The day I visited the meadow was a tour day when the public is invited and volunteers, including a county extension agent, tell people about the whole project and provide guided tours of the plants and animals that live there.
Here in Florida, most people call this native grass in the foreground Fakahatchee grass, but I always knew it as gamma grass (Tripsacum dactyloides). It does make a show when it blooms, but not as showy as the native coralbean (Erythrina herbacea) behind it.
This assasin bug on the coralbean is a welcomed beneficial insect. >>
And next door to the Riverview Club property (and immediately next to the meadow) is a tract of land owned by St. Johns County. Canopy Oaks, a 33-acre coastal hammock, was saved from development and will become a St.Johns County Park which will eventually include a nature path and picnic pavillion. The Shores Meadow group hopes the wildflower meadow will be a resource for educational programs that will complement the programs given in the Canopy Oaks. So our intrepid volunteers have been paying attention to this as well.
Again, according to Gail, “The ‘development’ of Canopy Oaks (one of the few marine or coastal hammocks left) as a St. Johns County park has been put on hold for budgetary reasons, so we've enjoyed having a ‘wild’ area next to the meadow. Birds, a huge variety of insects, deer, gopher tortoises, fox and bobcat now either visit the meadow or take up residence there--you may have seen our resident female gopher tortoise. We keep in touch with the county and keep up with any plans to try to keep them on the track of creating a 'passive' park with as little development as possible. At first park planners presented plans that supporters of the Canopy Oaks felt would have a negative impact on the 33-acre oak hammock. There were Cooper's Hawks, Red-shouldered Hawks and Great Horned Owls nesting in the treetops. Supporters of the park urged modifications that would be more in keeping with the quiet and serenity of the shaded oak hammock. New plans now include a small parking area, a nature walk and picnic pavillon. We keep up with any announcements about Canopy Oaks and attend announced meetings to make sure we make this little park into an educational park where people learn about the quiet side of a plant and wildlife community. We hope the wildflower meadow will eventually be a natural educational complement to Canopy Oaks.”

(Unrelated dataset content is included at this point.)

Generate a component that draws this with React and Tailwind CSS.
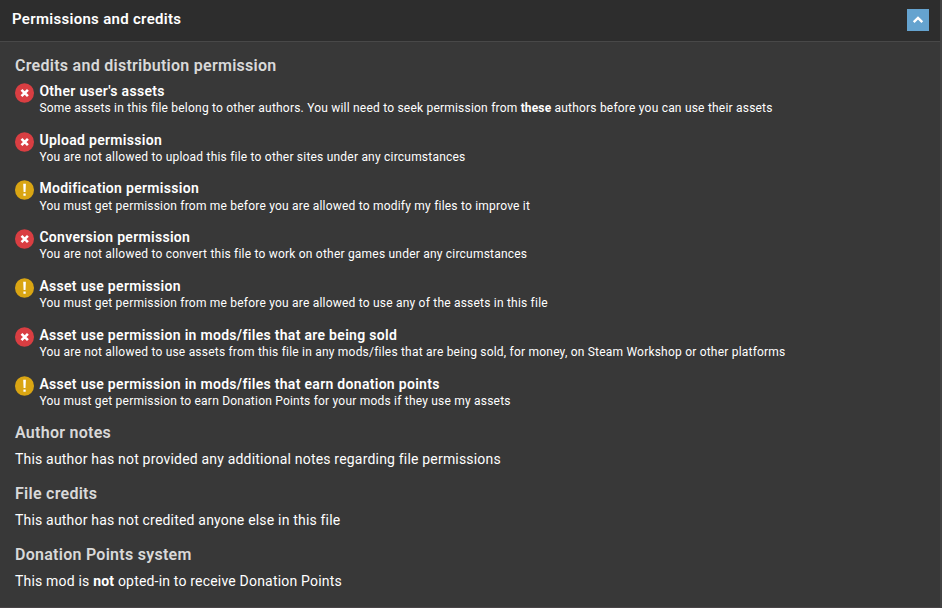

Two volunteers walk along the mulched path next to a wax myrtle (Myrica cerifera) with the sunshine mimosa and coreopsis (Coreopsis spp) in the foreground. In the background you can see some of the glorious live oaks (Quercus virginiana) on the county-owned property next to Riverside Club's lot.
Spiderwort (Tradescantia ohiensis)
It’s my opinion that all communities need intrepid volunteer activists to act on behalf of the environment. What do you think?